What Stupid Things Do Smart People Do? - joelrunyon
http://www.quora.com/What-are-some-stupid-things-smart-people-do

======
strlen
The top rated post has some good points, but this is just plain wrong:

"Using terrible tools, and taking pride in their awfulness - Especially common
with programmers, who take pride in using programming languages and text
editors that have been designed by programmers, not updated since the 1970s,
and never touched by anyone with a modicum of design sense. "

Comments:

* Since when is being "designed by programmers" a negative thing? Best tools are built to scratch an itch.

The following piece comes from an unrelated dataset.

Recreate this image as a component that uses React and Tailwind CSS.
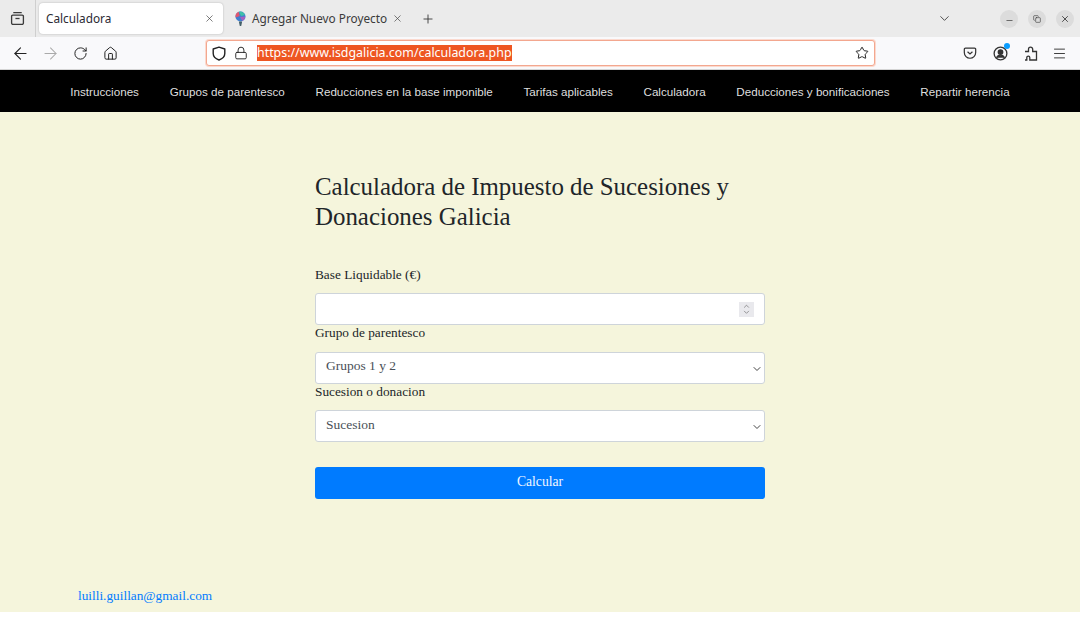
import React from "react";
import {
  ArrowLeft,
  ArrowRight,
  ChevronDown,
  ChevronUp,
  Copy,
  House,
  Lock,
  Menu,
  Minus,
  Plus,
  RotateCw,
  Star,
  X,
} from "lucide-react";

const serif = "font-['Liberation_Serif',serif]";
const ui = "font-['Noto_Sans',sans-serif]";

const navItems = [
  "Instrucciones",
  "Grupos de parentesco",
  "Reducciones en la base imponible",
  "Tarifas aplicables",
  "Calculadora",
  "Deducciones y bonificaciones",
  "Repartir herencia",
];

function TabStrip() {
  return (
    <div className="flex h-[37px] items-center bg-[#ebebeb]">
      <div className="flex h-full w-[36px] shrink-0 items-center justify-center border-r border-[#cfcfcf]">
        <svg width="15" height="15" viewBox="0 0 16 16" fill="none" stroke="#3b3b3b" strokeWidth="1.4">
          <path d="M3.500 1.800h9M1.700 5.500a1.200 1.200 0 0 1 1.200-1.200h10.200a1.200 1.200 0 0 1 1.200 1.200v7.300a1.500 1.500 0 0 1-1.500 1.500H3.200a1.500 1.500 0 0 1-1.500-1.500z" />
          <path d="M5.800 8h4.400" />
        </svg>
      </div>
      <div className="ml-[3px] flex h-[31px] w-[184px] shrink-0 items-center justify-between rounded-[4px] bg-white pl-[7px] pr-[8px] shadow-[0_0_2px_rgba(0,0,0,0.25)]">
        <span className={`${ui} text-[11.800px] text-[#2b2a33]`}>Calculadora</span>
        <X size={11} strokeWidth={1.5} className="text-[#444]" />
      </div>
      <div className="flex shrink-0 items-center pl-[11px]">
        <svg width="13" height="16" viewBox="0 0 13 16" className="shrink-0">
          <circle cx="6.500" cy="5.500" r="5" fill="#3f7fd0" />
          <path d="M1.700 6.500a5 5 0 0 1 3-5.700l1 4.200z" fill="#e0566f" />
          <path d="M5 .7a5 5 0 0 1 6 3.300L7 5z" fill="#3fc0a8" />
          <path d="M6 6l5.300-.5a5 5 0 0 1-2.800 4.500z" fill="#a85fc0" />
          <path d="M4.800 10.500h3.400L7.200 15h-1.400z" fill="#44606a" />
        </svg>
        <span className={`${ui} ml-[5px] w-[136px] whitespace-nowrap text-[11.800px] text-[#3b3b3b]`}>
          Agregar Nuevo Proyecto
        </span>
        <X size={11} strokeWidth={1.5} className="ml-[4px] shrink-0 text-[#444]" />
      </div>
      <Plus size={14} strokeWidth={1.5} className="ml-[18px] text-[#333]" />
      <div className="flex-1" />
      <ChevronDown size={15} strokeWidth={1.5} className="mr-[48px] text-[#444]" />
      <div className="mr-[6px] flex items-center gap-[10px]">
        <span className="flex h-[18px] w-[18px] items-center justify-center rounded-full bg-[#dcdcdc] pt-[3px]">
          <Minus size={9} strokeWidth={1.8} className="text-[#333]" />
        </span>
        <span className="flex h-[18px] w-[18px] items-center justify-center rounded-full bg-[#dcdcdc]">
          <Copy size={8} strokeWidth={1.8} className="text-[#333]" />
        </span>
        <span className="flex h-[18px] w-[18px] items-center justify-center rounded-full bg-[#dcdcdc]">
          <X size={10} strokeWidth={2} className="text-[#333]" />
        </span>
      </div>
    </div>
  );
}

function NavButton({ children }) {
  return <span className="flex w-[30px] shrink-0 justify-center">{children}</span>;
}

function Toolbar() {
  return (
    <div className="flex h-[33px] items-center border-b border-[#d4d4d4] bg-[#f9f9fb]">
      <div className="flex w-[206px] shrink-0 items-center pl-[5px] text-[#222]">
        <NavButton>
          <ArrowLeft size={19} strokeWidth={1.4} />
        </NavButton>
        <NavButton>
          <ArrowRight size={19} strokeWidth={1.3} className="text-[#aaa]" />
        </NavButton>
        <NavButton>
          <RotateCw size={15} strokeWidth={1.6} />
        </NavButton>
        <NavButton>
          <House size={15} strokeWidth={1.6} />
        </NavButton>
      </div>
      <div className="flex h-[26px] w-[669px] shrink-0 items-center rounded-[3px] border border-[#f3a78f] bg-white pl-[5px] pr-[5px] shadow-[0_0_0_1px_#fbd9ce]">
        <svg width="14" height="15" viewBox="0 0 14 15" fill="none" stroke="#222" strokeWidth="1.400">
          <path d="M7 1.200 12.800 3v4.500c0 3-2.500 5.300-5.800 6.500C3.700 12.800 1.200 10.500 1.200 7.500V3z" strokeLinejoin="round" />
        </svg>
        <Lock size={14} strokeWidth={1.6} className="ml-[8px] text-[#222]" />
        <span className={`${ui} ml-[9px] bg-[#ee5622] text-[12.400px] leading-[16px] text-white`}>
          https://www.isdgalicia.com/calculadora.php
        </span>
        <div className="flex-1" />
        <Star size={14} strokeWidth={1.7} className="text-[#222]" />
      </div>
      <div className="flex-1" />
      <div className="mr-[13px] flex items-center text-[#333]">
        <svg width="14" height="14" viewBox="0 0 16 16" fill="none" stroke="currentColor" strokeWidth="1.4">
          <path d="M2.800 2.500h10.400A1.300 1.300 0 0 1 14.500 3.800V7.500a6.500 6.500 0 0 1-13 0V3.800a1.300 1.300 0 0 1 1.300-1.300z" />
          <path d="M5.200 6.500 8 9l2.800-2.500" />
        </svg>
        <div className="relative ml-[16px]">
          <svg width="15" height="15" viewBox="0 0 16 16" fill="none" stroke="currentColor" strokeWidth="1.4">
            <circle cx="8" cy="8" r="6.800" />
            <circle cx="8" cy="6.500" r="2.400" fill="currentColor" />
            <path d="M3.800 12.500c.8-2 2.400-2.700 4.200-2.700s3.400.7 4.200 2.700" fill="currentColor" />
          </svg>
          <span className="absolute right-[-2px] top-[-3px] h-[6px] w-[6px] rounded-full bg-[#0a9dff]" />
        </div>
        <svg width="14" height="15" viewBox="0 0 14 15" fill="none" stroke="currentColor" strokeWidth="1.300" className="ml-[16px]">
          <path d="M1 5.500h3.500V3.300a2.100 2.100 0 1 1 4.200 0v2.200H12.500v8.500H5.800v-2.400a1.500 1.500 0 0 0-3 0V14H1" />
        </svg>
        <Menu size={15} strokeWidth={1.5} className="ml-[14px]" />
      </div>
    </div>
  );
}

function Field({ label, children }) {
  return (
    <div className="-mt-[1px]">
      <label className="block h-[17px] text-[13.300px] leading-[17px] text-[#212529]">{label}</label>
      {children}
    </div>
  );
}

function SelectBox({ value }) {
  return (
    <div className="relative mt-[10.300px]">
      <select
        defaultValue={value}
        className={`${serif} block h-[32px] w-full appearance-none rounded-[3px] border border-[#ced4da] bg-white pb-[2px] pl-[10px] text-[13.500px] text-[#495057]`}
      >
        <option>{value}</option>
      </select>
      <ChevronDown size={12} strokeWidth={2} className="absolute right-[2px] top-[11px] text-[#444]" />
    </div>
  );
}

export default function App() {
  return (
    <div className="flex h-[618px] w-[1080px] flex-col overflow-hidden bg-white">
      <TabStrip />
      <Toolbar />
      <nav className="flex h-[42px] shrink-0 items-center justify-center gap-[30.700px] bg-black pt-[1px] font-['Liberation_Sans',sans-serif] text-[11.650px] text-[#dfdfdf]">
        {navItems.map((item) => (
          <a key={item}>{item}</a>
        ))}
      </nav>
      <main className={`${serif} flex h-[500px] shrink-0 flex-col bg-[#f5f5dc]`}>
        <div className="mx-auto mt-[60px] w-[450px]">
          <h2 className="text-[24.900px] leading-[30px] text-[#212529]">
            Calculadora de Impuesto de Sucesiones y Donaciones Galicia
          </h2>
          <div className="mt-[35px]">
            <Field label="Base Liquidable (€)">
              <div className="mt-[10.300px] flex h-[32px] items-center justify-end rounded-[3px] border border-[#ced4da] bg-white pr-[10px]">
                <span className="flex h-[15px] w-[15px] flex-col items-center justify-center bg-[#e9e9ed] text-[#555]">
                  <ChevronUp size={9} strokeWidth={1.6} className="-mb-[1px]" />
                  <ChevronDown size={9} strokeWidth={1.6} className="-mt-[1px]" />
                </span>
              </div>
            </Field>
            <Field label="Grupo de parentesco">
              <SelectBox value="Grupos 1 y 2" />
            </Field>
            <Field label="Sucesion o donacion">
              <SelectBox value="Sucesion" />
            </Field>
            <button className="mt-[25px] block h-[32px] w-full rounded-[3px] bg-[#007bff] pb-[2px] text-[13.600px] text-[#f0f6ff]">
              Calcular
            </button>
          </div>
        </div>
        <div className="flex-1" />
        <a className="mb-[7px] ml-[78px] text-[13.300px] leading-[18px] text-[#007bff]">luilli.guillan@gmail.com</a>
      </main>
    </div>
  );
}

* "Not updated since the 1970s", I hope he isn't talking about emacs, C, UNIX and (many different) Lisps

I'm most productive with Linux, emacs, slime and a either an ML dialect or
Lisp (I also love C greatly). All of these have their roots in 60s, 70s and
sometimes earlier but have been updated recently (that's where there's "C99").
I don't know anybody running SysV and using Bill Joy's original ex, or
original teco emacs. Seems like the post is just flame-bait against hackers
who use tools they love and are productive with.

The part about Apple products is the same as well: I like my Macbook Pro
laptops and I like the idea of iTunes (but I find Amazon MP3 to be a better
implementation). However, for many of their other products hackers simply
aren't the target audience: am I being "stupid" by not using an
iP(phone|pad|pod) when it just doesn't do what I like?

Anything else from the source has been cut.